It's Nori Caesar Season
Two secret ingredients for a funkier Caesar
True to its name, Caesar is the king of dressings. It goes with everything: perfect in a classic salad with croutons and romaine, sublime with some roasted broccoli and root vegetables, and possibly reaching its zenith in a grilled chicken Caesar wrap (when done properly). We should all know, at this point, that Caesar salad is untouchable. Dare we mess with it?
Despite my love and admiration for the classic Caesar, I’m here to convince you that you should; it’s a canvas that lends itself well to experimentation. And although the dressing is already loaded with umami flavor, a little extra umami never hurts. To really amp up your Caesar into next-level-savory territory, there are two great ingredients in your pantry’s arsenal: nori and dried shrimp.
These two standbys of East Asian cooking really complement a Caesar salad. I stumbled upon this combination when I had some leftover sheets of nori to use up, but it’s been explored before by the likes of Eric Kim, Kristina Cho, and Amanda Cohen. Both nori (roasted seaweed, for those unfamiliar) and dried shrimp lend a deeply funky, oceanic flavor that builds on the anchovies, capers, and Worcestershire sauce, making for an exceptionally bold dressing. I find that it works particularly well when you douse your salad with furikake and top it with some fat scallops seared in butter.
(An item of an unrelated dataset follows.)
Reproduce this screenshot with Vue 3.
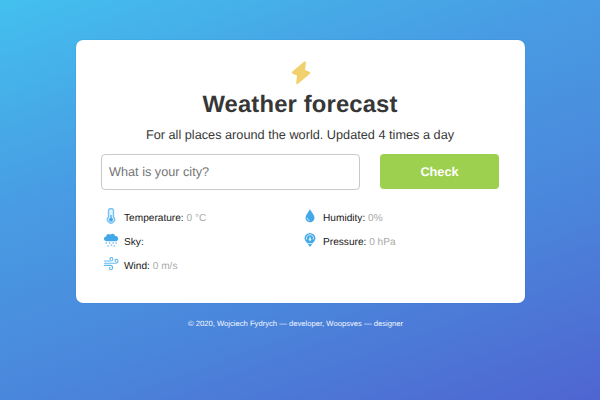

One final note: if you do include the dried shrimp, make sure to blend it into a fine powder ahead of time; this can be combined with salt, pepper, a bit of sugar, and any dried spices you like to make a delicious and very usable condiment, which keeps in the fridge forever. I would also make sure to get high-quality dried shrimp — the flavor can vary greatly — ideally from a nearby Chinatown or Koreatown (or H-Mart).
Nori Caesar Dressing
1 egg yolk
1-2 cloves of garlic, smashed
1 tablespoon of Dijon mustard
2 teaspoons dried shrimp powder (optional)
1 tablespoon Worcestershire sauce
1 tablespoon capers, rinsed
4-5 small, snack-sized sheets of nori (can be salted, but no additional flavoring)
1 tablespoon sherry vinegar, red or rice wine vinegar
1 pinch kosher salt
Extra virgin olive oil
Combine all of the ingredients (except the oil and water) in a food processor. Pulse until smooth.
With the processor running, slowly stream in the grapeseed oil for about 6-8 seconds. Pause and check the consistency of the mixture; it should be getting more voluminous. Then stream in the olive oil until the mixture is fully emulsified, slightly thinner than an aioli.
Add in a small amount of water and pulse. Repeat as necessary until you reach the desired consistency for the dressing.
Store covered in the fridge for up to 2 days; let it come to room temperature before using.
Nori Caesar Salad with Seared Scallops
About 3 tablespoons of Nori Caesar dressing
Old sourdough bread, torn into small chunks for croutons
1 head Boston or Bibb lettuce, washed and thoroughly dried
4-5 large sea scallops, fresh (not packed in brine) and patted dry
Furikake (Japanese rice seasoning)
2-3 small, snack-sized sheets of nori (can be salted, but no additional flavoring)
Any tender green herbs (chives, cilantro, and/or parsley), chopped
Extra virgin olive oil
Cracked black pepper
Preheat the oven to 450 degrees F.
Toss the chunks of bread in olive oil, garlic powder, salt and pepper. Bake in the oven for approximately 15-20 minutes, or until they are well browned. Remove, set aside and let cool.
Cut the head of lettuce into eighths, or large-bite-sized pieces. Set aside.
Set a carbon steel pan over high heat. When it’s smoking hot, add a generous amount of grapeseed oil.
Pat the scallops dry one last time and liberally coat them in salt and pepper. Place them in the pan and let them cook, untouched, for about 30 seconds.
At the 30-second mark, add a tablespoon of butter to the pan. Watch for signs of browning on the underside of the scallops.
At about 90 seconds in, flip the scallops (hopefully at this point they have acquired a nice brown crust). Begin aggressively basting the scallops in the butter.
After an additional minute (roughly the 3 minute mark, total), remove the scallops from the pan and set aside (briefly).
Dress the lettuce, add the croutons, salt, pepper, and olive oil to taste, and add the chopped herbs. Sprinkle the furikake over the salad and toss.
Plate the salad; top first with some crushed nori shards, and then with the scallops. Drizzle with olive oil.